Bute's only town, ROTHESAY, is a handsome Victorian resort set in a wide sweeping bay, backed by green hills, with a classic palm-tree promenade and 1920s pagoda-style Winter Gardens. It creates a much better general impression than Dunoon, with its period architecture and the occasional flourishes of wrought-ironwork. Even if you're just passing through, you should pay a visit to the ornate Victorian toilets (daily: Easter-Oct 8am-9pm; Nov-Easter 9am-5pm; 10p) on the pier, which were built by Twyfords in 1899 and have since been declared a national treasure. Men have the best time, since the porcelain urinals steal the show, but women can ask for a guided tour. Rothesay also boasts the militarily useless, but architecturally impressive, moated ruins of Rothesay Castle (April-Sept daily 9.30am-6.30pm; Oct-March Mon-Wed 9.30am-4.30pm, Thurs 9.30am-noon, Sat 9.30am-4.30pm, Sun 2-4.30pm; HS; £2), hidden amid the town's backstreets but signposted from the pier. Built around the twelfth century, it was twice captured by the Vikings in the 1200s; such vulnerability was the reasoning behind the unusual, almost circular curtain wall, with its four big drum towers, only one of which remains fully intact.
A very good reason for coming to Bute is to visit Mount Stuart (May-Sept Mon, Wed & Fri-Sun 11am-5pm; £6.50, gardens only £3), three miles south of Rothesay.

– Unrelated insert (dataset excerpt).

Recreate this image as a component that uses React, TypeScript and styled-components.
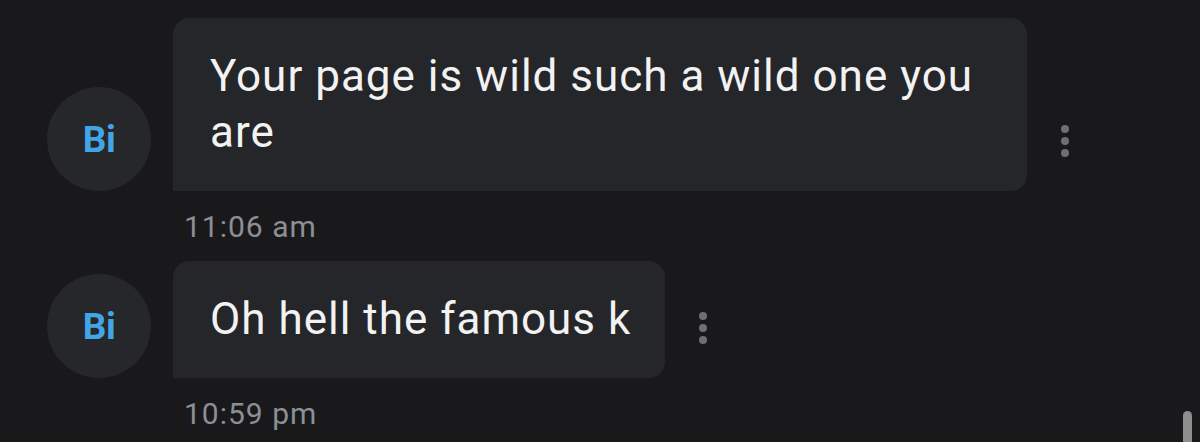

Seat of the fantastically wealthy seventh Marquis of Bute, the mansion was built for the third marquis between 1879 and World War II, as an incredible High Gothic fancy, drawing architectural inspiration from all over Europe. The sumptuous interior was decked out by craftsmen who worked with William Burges on the marquis's earlier medieval concoctions at Cardiff Castle. The gardens, established in the eighteenth century by the third Earl of Bute, who had a hand in London's Kew Gardens, are equally lovely.
For the best overall view of the island, take a walk up Canada Hill above the freshwater Loch Fad, which all but divides Bute in two. The northern half of the island is hilly, uninhabited and little visited, while the southern half is made up of Lowland-style farmland. The early monastic history of the island is recalled at St Blane's Chapel, a twelfth-century ruin beautifully situated in open countryside on the west coast, close to the very southernmost tip. Bute's finest sandy beach is Scalpsie Bay, further up the west coast, beyond which lies St Ninian's Point, where the ruins of a sixth-century chapel overlook another fine sandy strand and the deserted island of Inchmarnock.